To listen to the endless cacophony from American global interventionists who are regularly booked on the major American news networks to spew their neo-Cold War rhetoric, one might think that we are back in the 1960s during the dark days of fractious U.S.-Soviet relations. However, there are a growing number of voices in the United States who do not want to play the game of the neoconservatives and “set back” the clock of Washington-Moscow relations to the Cold War era.
One of the voices of sanity is Dr. Stephen F. Cohen of New York University and Princeton and a veteran expert on Russian affairs. Although he has faced charges from the neocon right and the Obama media sycophants, primarily the Daily Beast and New Republic, that he is a witting tool of Russian President Vladimir Putin, Cohen undauntedly continues to make the case for American understanding of Russia’s position with regard to Crimea and Ukraine.

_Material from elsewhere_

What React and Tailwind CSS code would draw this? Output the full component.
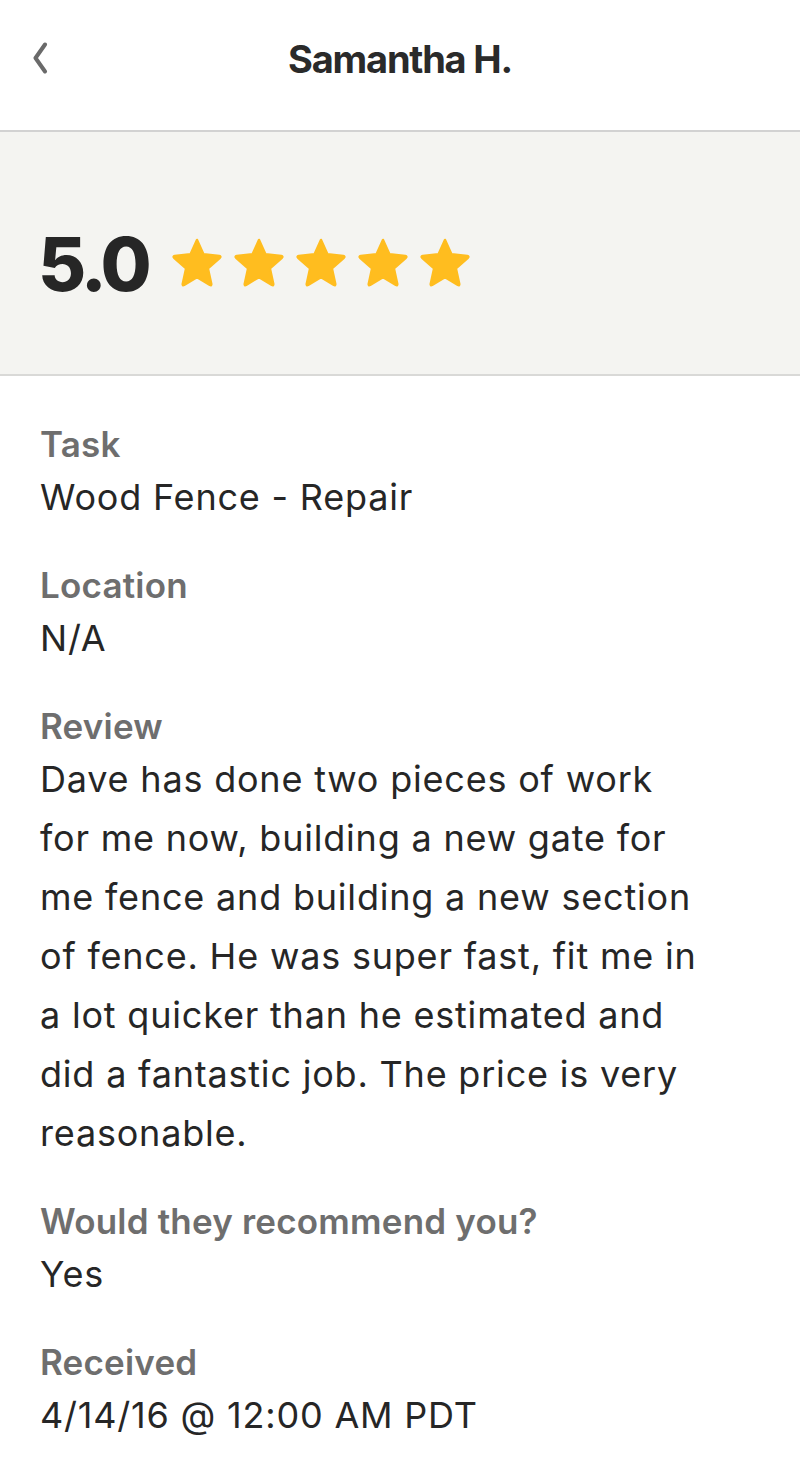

Cohen has echoed Russia’s fear of being encircled and squeezed by NATO and the United States. In an interview with CNN, Cohen said, “What if, suddenly, Russian power showed up in Canada and Mexico and provinces of Canada and Mexico said they were going to join Putin’s Eurasian economic union and maybe even his military bloc? Surely the American president would have to react at least as forcefully as Putin has.”
Individuals like Cohen, who oppose a fracture in U.S.-Russian relations, are considered by the U.S. corporate media of being mouthpieces for the Kremlin. These voices of sanity are also facing another vestige of America’s past that is steadily but assuredly creeping into the American body politic: McCarthyism.
Cohen has seen the ugly reincarnation of the “Red baiting” ways of the firebrand anti-Communist senator from Wisconsin, Joseph McCarthy, in the criticism of his stance against those who want to see a major confrontation between the West and Russia, Cohen has been vilified by some because he promoted détente with the Soviet Union under Mikhail Gorbachev and felt that Soviet communism was not the monster as portrayed by the West. Some neoconservatives in the United States appear to be drawing up lists, in the style of the dark days of McCarthyism, of those who are said to be carrying out Moscow’s bidding.
Indeed, Cohen understands that it was the radical capitalist reformers under the man who gave away the Soviet and Russian state-owned enterprises and assets, Boris Yeltsin, who paved the way for the historical correction seen in the retrocession of Crimea to the Russian Federation. Even Gorbachev has voiced support for the retrocession of Crimea as correcting a historical mistake accomplished by the single stroke of a pen in 1954. That was the ceding of Crimea to Ukraine by Soviet Communist Party leader Nikita Khrushchev.
It is not just Cohen who sees danger in the rush by American war hawks to ratchet up tensions with Russia.
Jack Matlock, the U.S. ambassador in Moscow from 1987 to 1991, feels that Ukraine is better off without Crimea. He also feels that the current situation with regard to U.S.-Russian ties stems from years of hostility to President Putin by successive American leaders. Matlock also sees danger in prolonging Washington’s stand-off with Russia, telling the U.S. television news program Democracy Now, “To continue all of this rhetoric, I would ask how is it gonna end?” He added that, in Crimea, “the majority of people are Russian; they clearly would prefer to be in Russia.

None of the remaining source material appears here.